After Dinner Speakers: Raymond Blanc, Hanan Ashrawi, Nicola Foulston

Raymond Blanc, famous restaurateur, hotelier and businessman, brought brought his talents across the Channel from France in 1972. Since his arrival in the UK, he has been credited with not just witnessing a change in Britain's eating habits, but actually fostering it, putting the emphasis on flavour. "I just want to show the beauty of the flavour and texture . . . even when I peel a carrot, I think how to produce the flavour better," he says. His recipes reveal this emphasis and provide an imaginative and original twist on many French classics.
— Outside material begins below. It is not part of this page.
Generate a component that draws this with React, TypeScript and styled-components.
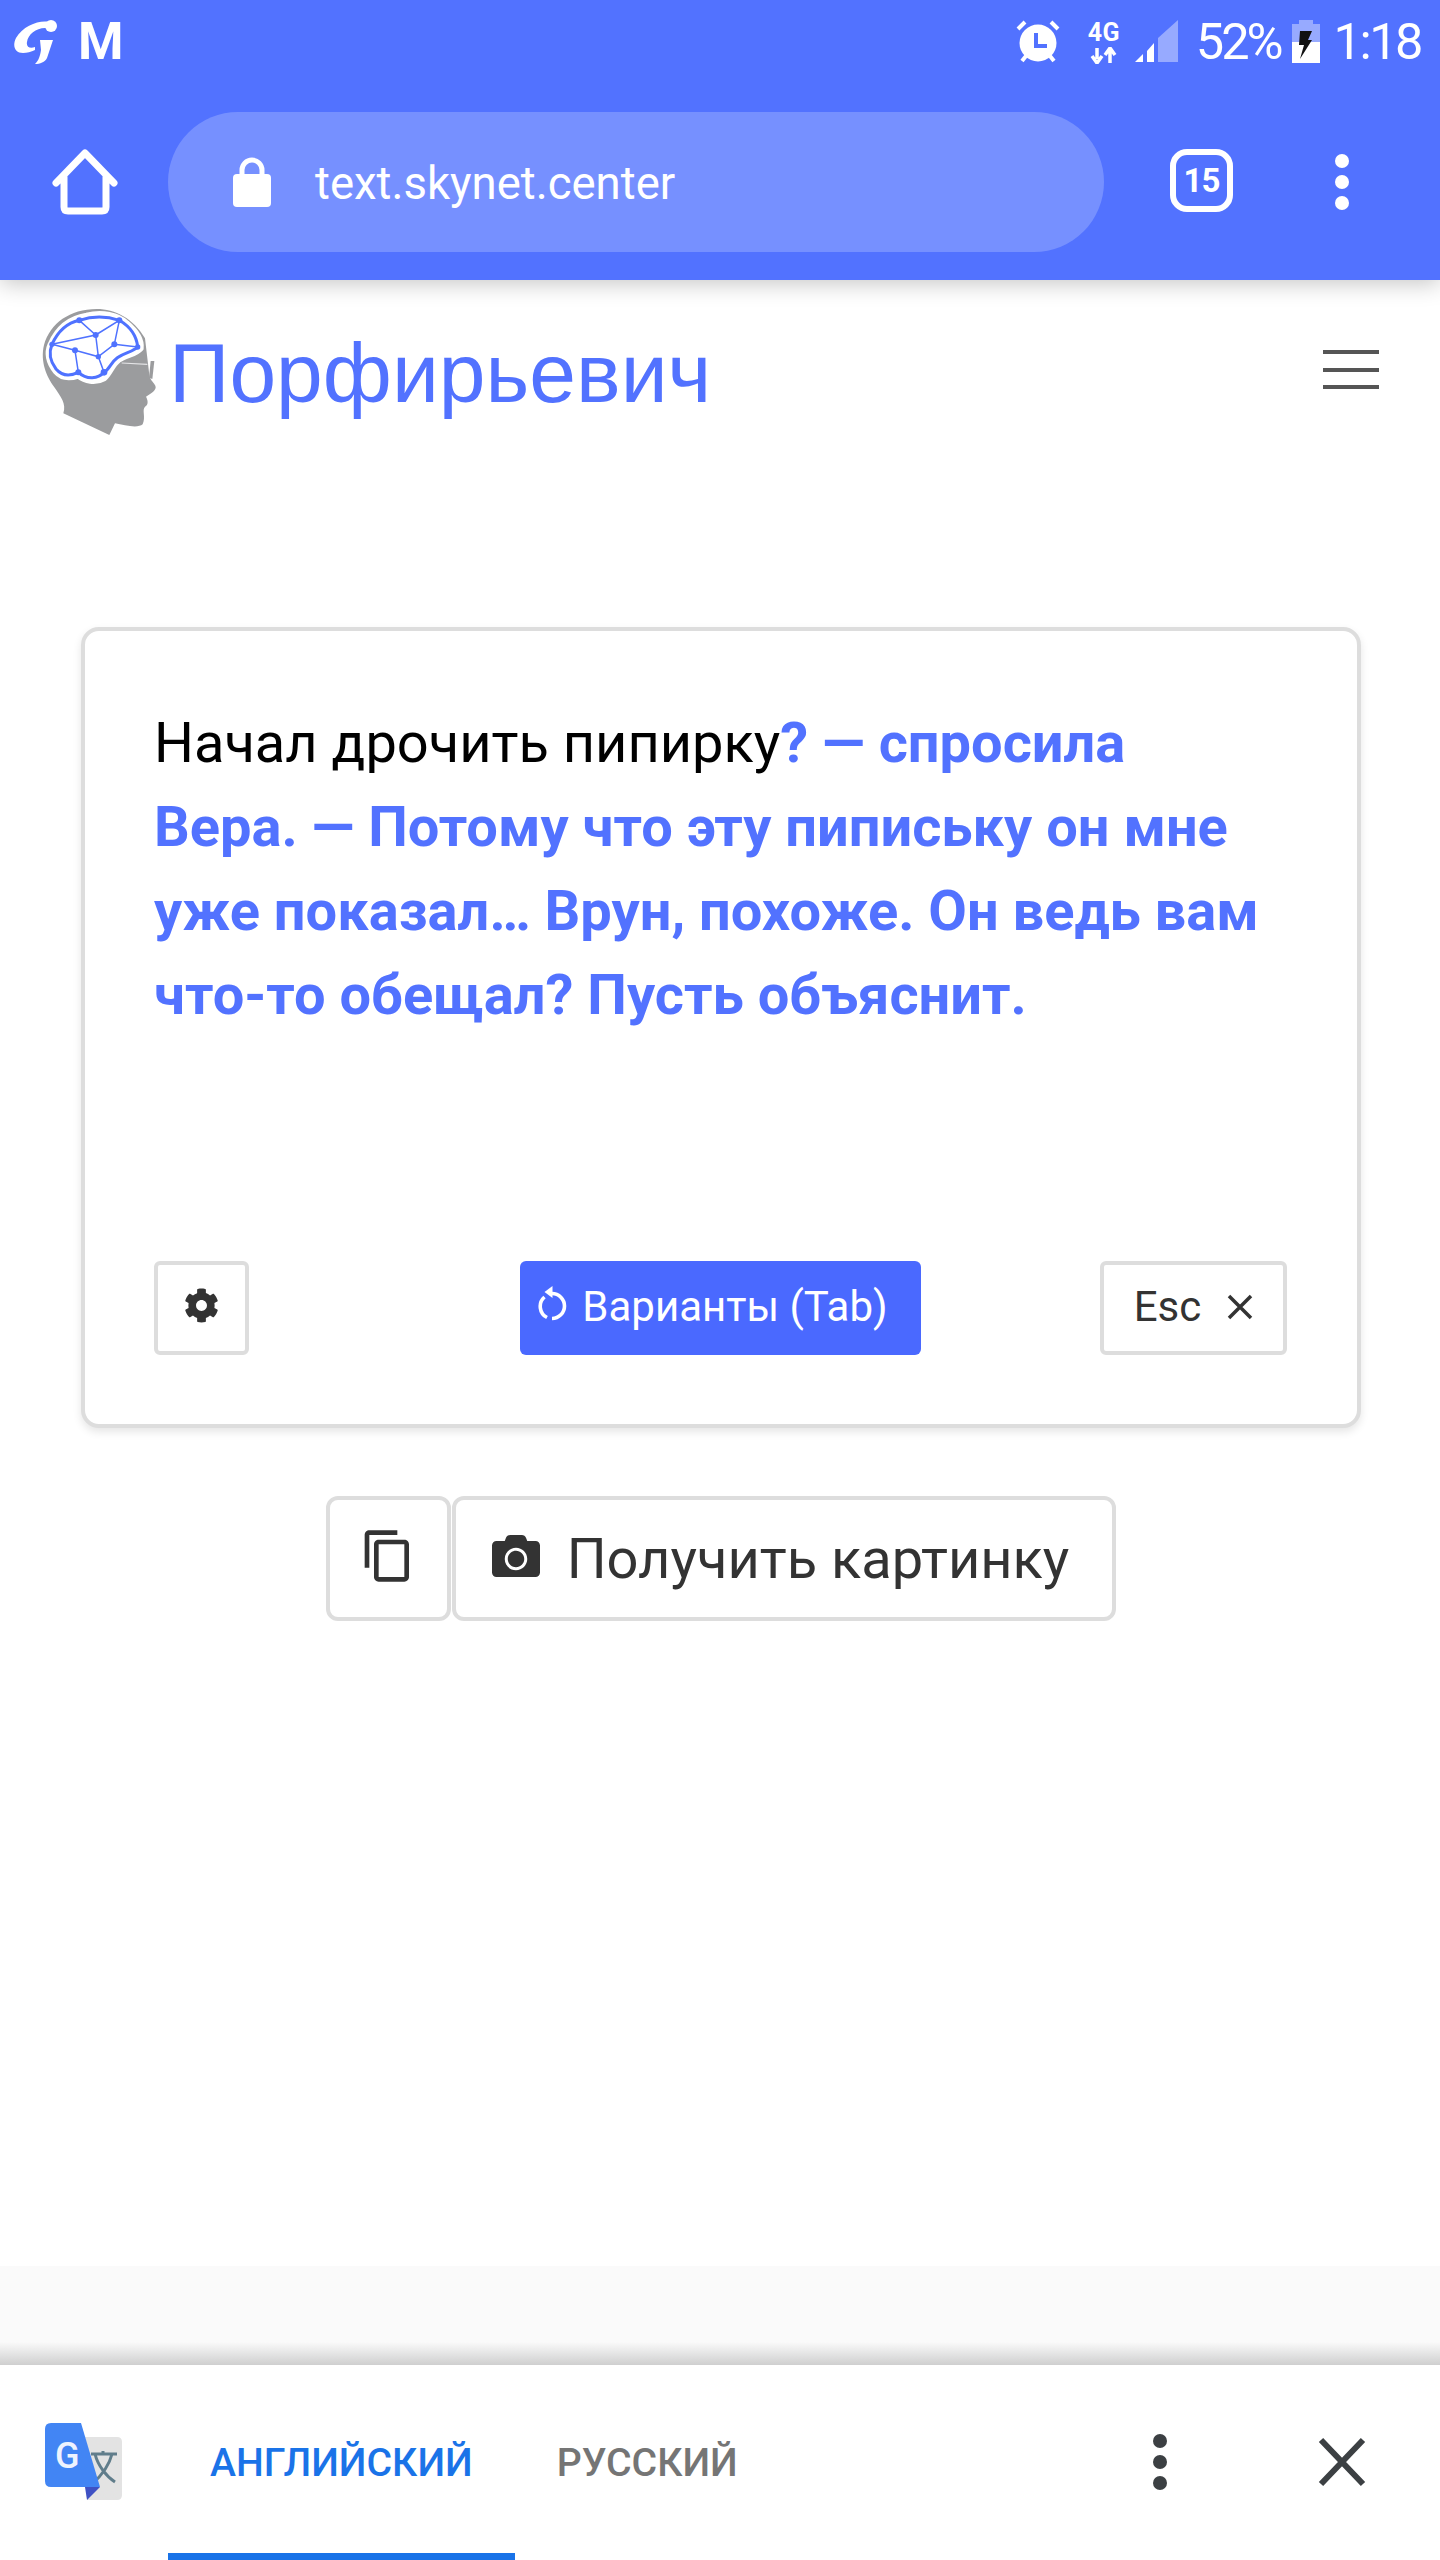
import React from "react";
import styled, { createGlobalStyle } from "styled-components";
import { FaCog, FaCamera } from "react-icons/fa";
import { MdContentCopy } from "react-icons/md";

const Global = createGlobalStyle`
  html, body { margin: 0; padding: 0; background: #fff; }
  * { box-sizing: border-box; }
  body { font-family: Roboto, "Liberation Sans", sans-serif; }
`;

const Page = styled.div`
  width: 1440px;
  height: 2560px;
  display: flex;
  flex-direction: column;
  overflow: hidden;
  background: #fff;
`;

const BrowserChrome = styled.header`
  flex: none;
  height: 280px;
  background: #5272ff;
  color: #fff;
  box-shadow: 0 3px 22px rgba(0, 0, 0, 0.24);
  position: relative;
  z-index: 2;
`;

const StatusBar = styled.div`
  height: 80px;
  display: flex;
  align-items: flex-start;
  justify-content: space-between;
  padding: 0 19px 0 13px;
`;

const StatusGroup = styled.div`
  display: flex;
  align-items: flex-start;
`;

const NoticeLogo = styled.svg`
  flex: none;
  margin-top: 20px;
`;

const NoticeM = styled.span`
  font: 700 52px/1 Roboto, sans-serif;
  margin: 16px 0 0 19px;
`;

const StatusText = styled.span<{ $ml: number; $ls: number }>`
  font: 400 50.5px/1 Roboto, sans-serif;
  letter-spacing: ${(p) => p.$ls}px;
  margin: 17px 0 0 ${(p) => p.$ml}px;
  white-space: nowrap;
`;

const IconSlot = styled.svg<{ $ml: number; $mt: number }>`
  flex: none;
  display: block;
  margin: ${(p) => p.$mt}px 0 0 ${(p) => p.$ml}px;
`;

const NetBadge = styled.div`
  width: 34px;
  margin: 20px 0 0 27px;
  display: flex;
  flex-direction: column;
  align-items: center;
  gap: 2px;
`;

const NetLabel = styled.span`
  font: 700 25px/1 Roboto, sans-serif;
  letter-spacing: 0.5px;
  white-space: nowrap;
`;

const Toolbar = styled.div`
  height: 200px;
  display: flex;
  align-items: flex-start;
  padding-top: 32px;
`;

const HomeButton = styled.svg`
  flex: none;
  margin: 37px 0 0 52px;
`;

const UrlPill = styled.div`
  flex: none;
  width: 936px;
  height: 140px;
  margin-left: 50px;
  padding-left: 65px;
  border-radius: 70px;
  background: #7690ff;
  display: flex;
  align-items: center;
`;

const UrlText = styled.span`
  font: 400 45.5px/1 Roboto, sans-serif;
  margin: 4px 0 0 44px;
`;

const TabCount = styled.div`
  flex: none;
  width: 63px;
  height: 63px;
  margin: 37px 0 0 66px;
  border: 6px solid #fff;
  border-radius: 17px;
  display: flex;
  align-items: center;
  justify-content: center;
  font: 700 33px/1 Roboto, sans-serif;
  letter-spacing: -1px;
`;

const Dots = styled.div<{ $size: number; $gap: number; $color: string }>`
  flex: none;
  display: flex;
  flex-direction: column;
  gap: ${(p) => p.$gap}px;
  i {
    display: block;
    width: ${(p) => p.$size}px;
    height: ${(p) => p.$size}px;
    border-radius: 50%;
    background: ${(p) => p.$color};
  }
`;

const ToolbarDots = styled(Dots)`
  margin: 42px 0 0 102px;
`;

const SiteNav = styled.nav`
  flex: none;
  height: 347px;
  display: flex;
  align-items: flex-start;
  padding-left: 30px;
`;

const Logo = styled.svg`
  flex: none;
  margin-top: 15px;
`;

const Brand = styled.a`
  font: 400 84px/1 "Liberation Sans", Arial, sans-serif;
  color: #5272ff;
  margin: 51px 0 0 -1px;
  white-space: nowrap;
`;

const Burger = styled.div`
  flex: none;
  width: 56px;
  margin: 70px 61px 0 auto;
  display: flex;
  flex-direction: column;
  gap: 13.5px;
  i {
    display: block;
    height: 4px;
    background: #555;
  }
`;

const Main = styled.main`
  flex: 1;
  display: flex;
  flex-direction: column;
  align-items: center;
`;

const Card = styled.section`
  width: 1280px;
  margin-left: 2px;
  padding: 70px 70px 69px 69px;
  background: #fff;
  border: 4px solid #ddd;
  border-radius: 18px;
  box-shadow: 0 4px 8px rgba(0, 0, 0, 0.1);
`;

const Story = styled.div`
  height: 560px;
  padding-right: 14px;
  font: 400 56px/84px Roboto, sans-serif;
  color: #000;
  b {
    font-weight: 700;
    color: #5272ff;
  }
`;

const CardActions = styled.div`
  display: grid;
  grid-template-columns: 1fr auto 1fr;
  align-items: stretch;
`;

const OutlineButton = styled.button`
  height: 94px;
  padding: 0;
  background: #fff;
  border: 4px solid #ddd;
  border-radius: 6px;
  color: #333;
  display: flex;
  align-items: center;
  justify-content: center;
`;

const GearButton = styled(OutlineButton)`
  width: 95px;
  font-size: 35px;
  padding-bottom: 5px;
  justify-self: start;
`;

const PrimaryButton = styled.button`
  width: 401px;
  height: 94px;
  padding: 0 15px 2px 0;
  border: 0;
  border-radius: 6px;
  background: #4a69ff;
  color: #fff;
  display: flex;
  align-items: center;
  justify-content: center;
  gap: 14px;
  font: 400 42px/1 Roboto, sans-serif;
`;

const EscButton = styled(OutlineButton)`
  width: 187px;
  gap: 26px;
  padding-bottom: 2px;
  justify-self: end;
  font: 400 42px/1 Roboto, sans-serif;
`;

const ReloadSvg = styled.svg`
  flex: none;
  margin-bottom: 6px;
`;

const ShareRow = styled.div`
  display: flex;
  gap: 1px;
  margin-top: 68px;
  margin-left: 1px;
`;

const ShareButton = styled.button<{ $w: number; $pr?: number }>`
  width: ${(p) => p.$w}px;
  height: 125px;
  padding: 0 ${(p) => p.$pr ?? 0}px 0 0;
  background: #fff;
  border: 4px solid #ddd;
  border-radius: 12px;
  color: #333;
  display: flex;
  align-items: center;
  justify-content: center;
  gap: 27px;
  font: 400 56px/1 Roboto, sans-serif;
  svg {
    margin-bottom: 6px;
  }
`;

const FooterStrip = styled.div`
  flex: none;
  height: 99px;
  background: linear-gradient(#fafafa 0, #fafafa 76px, #cfcfcf 99px);
`;

const TranslateBar = styled.div`
  flex: none;
  height: 195px;
  display: flex;
  align-items: stretch;
  background: #fff;
`;

const TranslateLogo = styled.svg`
  flex: none;
  margin: 58px 0 0 45px;
`;

const Tab = styled.div<{ $active?: boolean }>`
  flex: none;
  padding: 9px 42px 0;
  display: flex;
  align-items: center;
  font: 500 39.2px/1 Roboto, sans-serif;
  color: ${(p) => (p.$active ? "#1a73e8" : "#757575")};
  border-bottom: 7px solid ${(p) => (p.$active ? "#1a73e8" : "transparent")};
`;

const TabList = styled.div`
  display: flex;
  margin-left: 45px;
`;

const TranslateDots = styled(Dots)`
  margin: 69px 0 0 auto;
`;

const TranslateClose = styled.svg`
  flex: none;
  margin: 72px 74px 0 151px;
`;

const LogoMark = () => (
  <Logo width={140} height={145} viewBox="0 0 420 435">
    <path
      d="M200 42C120 42 60 85 42 150C30 200 50 245 72 275C92 305 110 325 100 355L238 420L255 385C285 392 325 400 338 388C348 365 335 345 345 335C358 328 352 312 348 305C362 295 382 285 376 272C368 258 360 255 358 240L345 130C310 70 255 42 200 42Z"
      fill="#9b9c9e"
    />
    <path
      d="M62 148C85 95 120 70 170 62C215 50 265 60 290 85C320 110 335 135 332 160C320 175 290 180 265 195C245 210 240 235 222 250C195 265 165 258 145 242C120 250 95 250 78 230C58 205 50 175 62 148Z"
      fill="#fff"
      stroke="#fff"
      strokeWidth="18"
    />
    <path
      d="M66 148C88 100 120 82 148 76C190 62 235 65 268 76C300 95 320 125 323 156C310 170 285 172 262 188C242 202 240 222 222 232C205 252 170 255 145 232C118 245 95 242 78 222C60 198 56 172 66 148Z"
      fill="#fff"
      stroke="#4f72ff"
      strokeWidth="9"
      strokeLinejoin="round"
    />
    <g stroke="#4f72ff" strokeWidth="4.5" fill="none">
      <path d="M66 148L197 120L148 76M197 120L268 76L253 148L205 185L197 120M253 148L323 156M66 148L135 166L205 185L222 232M135 166L145 232" />
    </g>
    <g fill="#4f72ff">
      <circle cx="148" cy="76" r="9" />
      <circle cx="268" cy="76" r="9" />
      <circle cx="197" cy="120" r="9" />
      <circle cx="253" cy="148" r="9" />
      <circle cx="66" cy="148" r="8" />
      <circle cx="323" cy="156" r="8" />
      <circle cx="135" cy="166" r="9" />
      <circle cx="205" cy="185" r="8" />
      <circle cx="145" cy="232" r="9" />
      <circle cx="222" cy="232" r="10" />
    </g>
    <path d="M275 204L352 208" fill="none" stroke="#e4e4e6" strokeWidth="3.5" />
    <path d="M362 198L373 198L367 252L357 248Z" fill="#9b9c9e" />
  </Logo>
);

const GMark = () => (
  <NoticeLogo width={46} height={44} viewBox="0 0 46 44">
    <path d="M36 2C26 0 10 6 3 18C-1 26 2 33 10 33C14 33 18 32 22 30L22 27C17 29 13 27 14 22C15 14 24 7 34 8Z" fill="#fff" />
    <circle cx="38" cy="6" r="6" fill="#fff" />
    <path d="M27 20H40L34 38C32 42 27 44 22 44C26 40 27 36 28 30Z" fill="#fff" />
  </NoticeLogo>
);

const AlarmIcon = () => (
  <IconSlot $ml={0} $mt={20} width={44} height={44} viewBox="0 0 44 44">
    <path d="M2 9L9 2M42 9L35 2" stroke="#fff" strokeWidth="4" />
    <path d="M6 41L10 36M38 41L34 36" stroke="#fff" strokeWidth="4" />
    <circle cx="22" cy="23" r="18.5" fill="#fff" />
    <path d="M20 13V26H31" fill="none" stroke="#5272ff" strokeWidth="4" />
  </IconSlot>
);

const SignalIcon = () => (
  <IconSlot $ml={14} $mt={19} width={44} height={44} viewBox="0 0 44 44">
    <path d="M0 43L8 35V43Z" fill="#fff" />
    <path d="M12 43V32L19 24V43Z" fill="#fff" />
    <path d="M23 43V19L43 1V43Z" fill="#fff" fillOpacity="0.4" />
  </IconSlot>
);

const BatteryIcon = () => (
  <IconSlot $ml={11} $mt={20} width={28} height={43} viewBox="0 0 28 43">
    <path d="M7 0H21V4H28V43H0V4H7Z" fill="#fff" fillOpacity="0.4" />
    <path d="M0 22H28V43H0Z" fill="#fff" />
    <path d="M8 11H20L16 20H20L8 39L12 25H7Z" fill="#111" />
  </IconSlot>
);

const HomeIcon = () => (
  <HomeButton width={66} height={66} viewBox="0 0 66 66">
    <path
      d="M4 34L33 4L62 34M12 28V58Q12 62 16 62H50Q54 62 54 58V28"
      fill="none"
      stroke="#fff"
      strokeWidth="7"
      strokeLinecap="round"
      strokeLinejoin="round"
    />
  </HomeButton>
);

const LockIcon = () => (
  <svg width={38} height={50} viewBox="0 0 38 50">
    <path d="M9 20V13A10 10 0 0 1 29 13V20" fill="none" stroke="#fff" strokeWidth="5" />
    <rect x="0" y="17" width="38" height="33" rx="4" fill="#fff" />
  </svg>
);

const ReloadIcon = () => (
  <ReloadSvg width={30} height={36} viewBox="0 0 30 36">
    <path d="M14 7.5A12.5 12.5 0 0 1 14 32.5" fill="none" stroke="#fff" strokeWidth="3.6" />
    <path d="M9 31.5A12.5 12.5 0 0 1 6.5 11" fill="none" stroke="#fff" strokeWidth="3.6" />
    <path d="M14.5 0V12L6.5 6Z" fill="#fff" />
  </ReloadSvg>
);

const CloseGlyph = () => (
  <svg width={26} height={26} viewBox="0 0 26 26">
    <path d="M2 2L24 24M24 2L2 24" stroke="#333" strokeWidth="3.5" />
  </svg>
);

const TranslateMark = () => (
  <TranslateLogo width={78} height={78} viewBox="0 0 78 78">
    <path d="M36 14H72Q77 14 77 19V72Q77 77 72 77H42Z" fill="#e3e3e3" />
    <path d="M46 31H72M58 28V32M50 31C53 43 62 54 70 59M67 31C64 43 55 54 47 61" fill="none" stroke="#607d8b" strokeWidth="3" />
    <path d="M6 0H36L55 64H6Q0 64 0 58V6Q0 0 6 0Z" fill="#4285f4" />
    <path d="M40 64H55L42 77Z" fill="#3f51c4" />
    <text x="10" y="45" fontFamily="Roboto, sans-serif" fontWeight="500" fontSize="36" fill="#eef3fe">G</text>
  </TranslateLogo>
);

const CloseBig = () => (
  <TranslateClose width={48} height={50} viewBox="0 0 48 50">
    <path d="M3 3L45 47M45 3L3 47" stroke="#3c4043" strokeWidth="6" />
  </TranslateClose>
);

export default function App() {
  return (
    <Page>
      <Global />
      <BrowserChrome>
        <StatusBar>
          <StatusGroup>
            <GMark />
            <NoticeM>M</NoticeM>
          </StatusGroup>
          <StatusGroup>
            <AlarmIcon />
            <NetBadge>
              <NetLabel>4G</NetLabel>
              <svg width={28} height={17} viewBox="0 0 28 17">
                <path d="M7 1V12M2 9L7 16L12 9M20 16V4M15 8L20 1L25 8" fill="none" stroke="#fff" strokeWidth="3.5" />
              </svg>
            </NetBadge>
            <SignalIcon />
            <StatusText $ml={17} $ls={-3}>52%</StatusText>
            <BatteryIcon />
            <StatusText $ml={14} $ls={-2.5}>1:18</StatusText>
          </StatusGroup>
        </StatusBar>
        <Toolbar>
          <HomeIcon />
          <UrlPill>
            <LockIcon />
            <UrlText>text.skynet.center</UrlText>
          </UrlPill>
          <TabCount>15</TabCount>
          <ToolbarDots $size={14} $gap={7} $color="#fff">
            <i />
            <i />
            <i />
          </ToolbarDots>
        </Toolbar>
      </BrowserChrome>
      <SiteNav>
        <LogoMark />
        <Brand>Порфирьевич</Brand>
        <Burger>
          <i />
          <i />
          <i />
        </Burger>
      </SiteNav>
      <Main>
        <Card>
          <Story>
            Начал дрочить пипирку
            <b>? — спросила Вера. — Потому что эту пипиську он мне уже показал… Врун, похоже. Он ведь вам что-то обещал? Пусть объяснит.</b>
          </Story>
          <CardActions>
            <GearButton>
              <FaCog />
            </GearButton>
            <PrimaryButton>
              <ReloadIcon />
              Варианты (Tab)
            </PrimaryButton>
            <EscButton>
              Esc
              <CloseGlyph />
            </EscButton>
          </CardActions>
        </Card>
        <ShareRow>
          <ShareButton $w={125}>
            <MdContentCopy size={56} />
          </ShareButton>
          <ShareButton $w={664} $pr={6}>
            <FaCamera size={48} />
            Получить картинку
          </ShareButton>
        </ShareRow>
      </Main>
      <FooterStrip />
      <TranslateBar>
        <TranslateMark />
        <TabList>
          <Tab $active>АНГЛИЙСКИЙ</Tab>
          <Tab>РУССКИЙ</Tab>
        </TabList>
        <TranslateDots $size={14} $gap={7} $color="#3c4043">
          <i />
          <i />
          <i />
        </TranslateDots>
        <CloseBig />
      </TranslateBar>
    </Page>
  );
}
The young Raymond Blanc, son of a clockmaker, grew up in Besancon, near Dijon. With no early desire to become a chef, at the age of 17 he tried to impress his mother with a crêpe suzette. Unfortunately he used a glass dish instead of a frying pan for the pancakes. The result was exploded caramel-covered glass. And so, for a while, any desire to cook faded. After trying a number of jobs, including factory worker and nurse, he finally discovered a genuine interest in cooking. He explains that when he was 21 he looked in through a restaurant window and saw a chef flambé sea bass. And that was the beginning. He approached the restaurant owner who made him wash up dishes. While he taught himself about food, he progressed to waiter. He decided the chef's cooking was bad and told him so. The result was a copper pan thrown at him and a broken nose and jaw. While in hospital he heard of a job in England, at the Rose Revived in Newbridge, Oxford, and jumped at the chance. After a year he was made chef. Over the following years he worked all hours to save for his own restaurant. At the age of 28, his dream was realised by the opening of the Les Quat' Saisons in Oxford. The restaurant was soon awarded with Michelin stars and a host of other distinctions. Now Le Manoir aux Quat' Saisons, and relocated long ago to a sumptuous small country house in Great Milton, the restaurant thrives, with a cookery school alongside it.